Bühnenbild als CAD-Modell
Für den Bühnenentwurf von André Chénier beschritten die Bregenzer Festspiele und Bühnenbildner David Fielding völlig neue Wege: Das Gemälde Der Tod des Marat wurde gemeinsam mit CAD-Designern digitalisiert und angepasst. Mittels dieser Daten entstand ein erstes CAD-Modell des Bühnen-Torsos am Bildschirm, in dem jedes Detail des Bühnenbilds abgebildet, angesehen, vermessen und auch verändert werden konnte. Aus dem Raster der Digitalisierung wurde dann die Treppenlandschaft entwickelt, welche den Oberkörper Marats an der Vorderseite gleichzeitig aufbricht und gleichsam "zusammenhält".
Dreidimensional ausgedruckt, in Handarbeit finalisiert
Die gewonnenen Daten wurden einem 3D-Drucker eingegeben, der das Modell 1:100 dreidimensional ausdruckte. Die erhaltene Modell-Skulptur wurde von Bildhauer Frank Schulze, dem Leiter der Kaschurabteilung der Bregenzer Festspiele, überarbeitet und erneut eingescannt. Diese neuen Modelldaten erlaubten die Kontrolle der Richtigkeit der digitalen Verarbeitung und bildeten darüber hinaus die Grundlage für die Werkstattpläne der ausführenden Firmen. In jedem Moment des Aufbaus bot so die farbigen Visualisierung am Bildschirm die Möglichkeit für Gestaltung und Zwischenkontrolle.
Gleichzeitig waren diese elektronischen Daten aber auch die Basis für die Oberflächengestaltung der 24 Meter hohen Skulptur: Ihre Form wurde in vielen Teilen grob mit CNC aus Styropor herausgefräst, dann von den Theaterbildhauern in Handarbeit finalisiert.
Ein Brief, ein Spiegel und ein Gehirn aus lauter Büchern
Der riesige Kopf ist natürlich nicht nur ein Kopf: Er kann hydraulisch nach hinten geklappt werden und gibt so den Blick auf das „Gehirn“ der Figur frei: Ein 7 Meter hohen Stapel überdimensionaler Bücher dient ebenso als Spielfläche wie Treppen auf der Vorderseite des Torsos.

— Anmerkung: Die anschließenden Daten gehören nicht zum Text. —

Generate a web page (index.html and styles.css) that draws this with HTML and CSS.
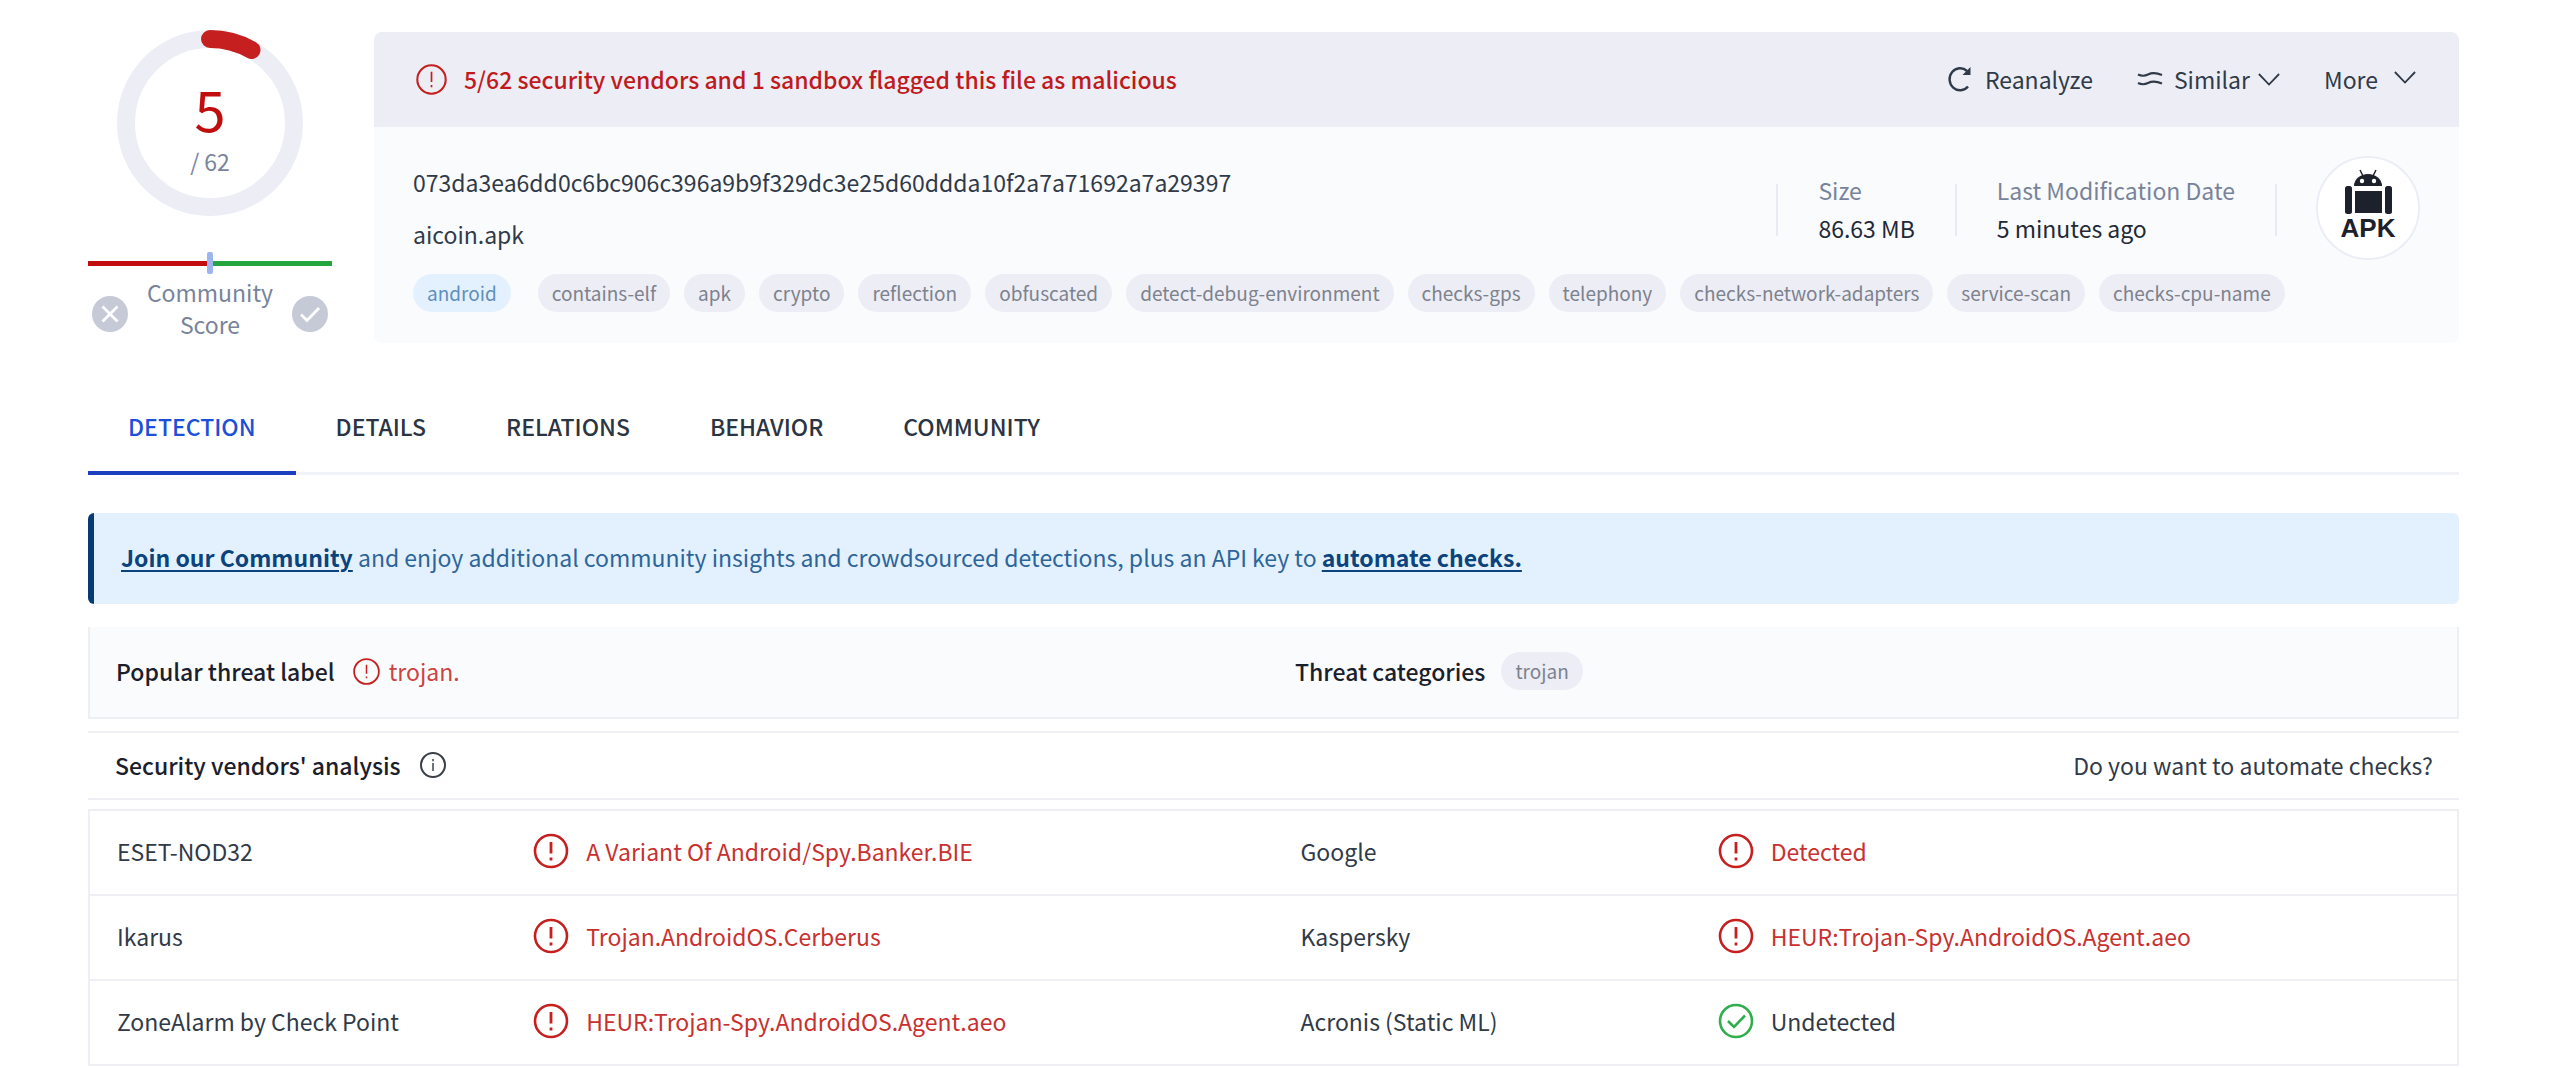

Ein goldener Spiegel, ein altes Buch, der Brief, den der tote Marat des Gemäldes in seiner Hand hält: Zahlreiche Bühnenelemente verleihen dem Bühnenbild der Oper André Chénier seinen historischen Touch – genauso wie die Kostüme: Imposante Barockperücken und nicht minder üppige, historische Kostüme hat Constance Hoffman für André Chénier entworfen.
Der 19 Meter hohe und 7 Meter breite Spiegel wurde ebenso wie der Kopf erst als Computermodell erstellt und dann mittels eines 3D-Druckers aus Styropor gefräst. Ihren antiken Touch erhielten die auf Holzplatten montierten, weißen Styroporteile erhielten dann von der Kaschurmannschaft: Auf eine rostrote Grundierung wurden in tagelanger Handarbeit hauchdünne Messingfolien aufgebracht, um den Spiegel in goldener Farbe erstrahlen zu lassen. Wie der Kopf, so dient auch der Spiegel im Laufe der Oper nicht nur als Dekorationselement, sondern ebenfalls als Auftrittsort für Statisten und Stuntmen.